Monday, January 21, 2013

Tennessee Barn in Watercolor

Last night I was in the mood to do some watercolor sketching so I grabbed my Stillman & Birn Beta journal and proceeded to sketch a barn that an extended family member owns.

Sketch following a photo leaving out a few elements like a large tree in front blocking part of the barn.

Daniel Smith pigments - Cerulean Blue, Cobalt Blue, Bt Sienna, Bt Umber, Indigo, Quin Burnt Orange, Quin Gold and a touch of Sap Green.

#8 Round and 3/8" Angular Flat

Pilot Prera pen with Lexington Gray ink

Note:  Was a bit disappointed in my scan.  My scanner doesn't like Cerulean Blue unless applied in heavy applications; and has trouble picking up the Bt Sienna properly (at least the Daniel Smith pigment).   I tried to fix in Photoshop Elements but was only able to get close..........not exact to the color.



Here is a video trying YouTube and MP4 format I hope shows on most platforms.  I have no idea who can or cannot view this video or what YouTube does with an upload and formatting.

The video shows how I first apply water to the area using an angular flat.  I use this brush as I can better control the amount of water.....plus for wood, I just like the use of a flat edge versus the round brush.

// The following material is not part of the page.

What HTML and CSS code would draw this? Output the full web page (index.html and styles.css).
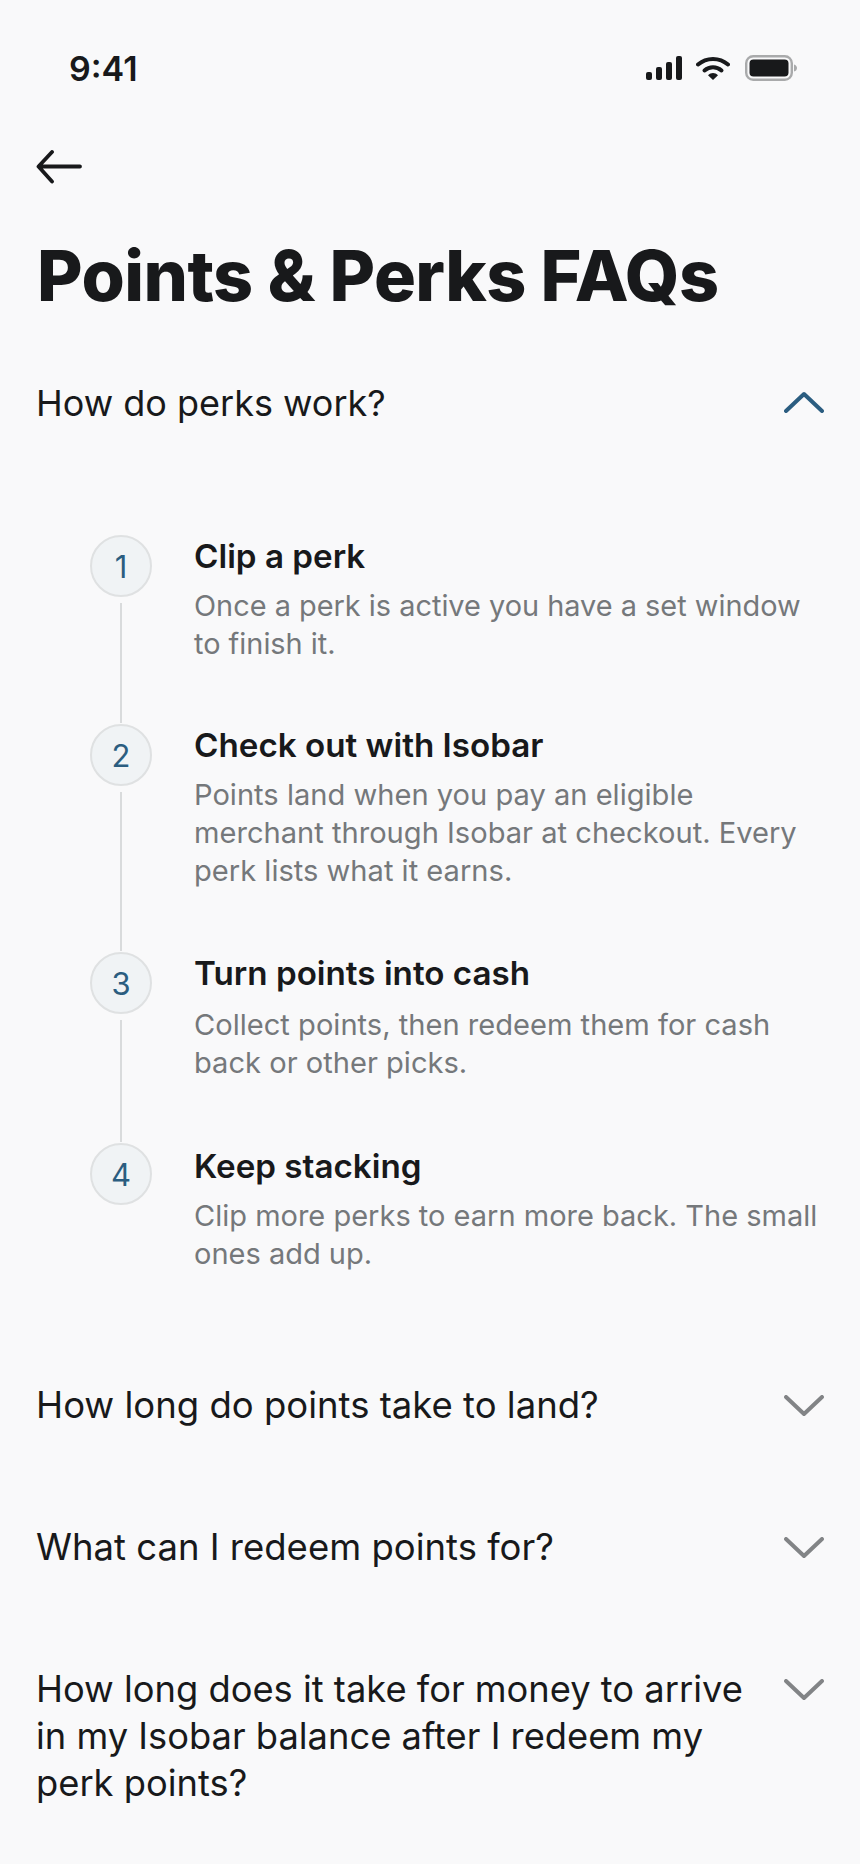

Using various combination mixes of Ultramarine Blue and Burnt Sienna, I make vertical strokes wet in wet.

First layer is more of a gray allowing the area to dry or almost dry before carefully adding brush strokes of plain water again (I don't want to lift the first layer of pigment).  Then brushing on another mix leaning more towards the Burnt Sienna taking care not to completely cover white paper I left in first layer or color first applied.

Video also shows how I place the shadow under the roof line softening some of the edges with the corner of the angular flat as well as some pen and ink work in a couple areas of the roof.

After all dries, I add additional brush strokes wet on dry (I do NOT pre-wet the paper with water at this point) working quickly so I can rinse brush, dab on paper towel and then soften edges to help blend paint strokes with previous layers.  In this case I brushed on a mix of Burnt Sienna allowing it to dry or "set" and then a little Quin Gold to brighten an area.  I could have gone a bit stronger with the Quin Gold but I didn't want to overwork the example.  Best be safe than sorry :-))

Rest of this clip just shows where I added a few grassy clumps at the base of the barn and added a few more lines to the wood area.

NOTE:  The video appears I went from one step to the next without stopping.  I allow to dry or near dry between steps or layers as explained above.  I need to learn how to add captions and will work on that for possible future videos.







1 comment:

seEscape said...

You make it look so easy Susan, your choice of the flat brush for these straight sided buildings seems an excellent one. I like your subdued colours.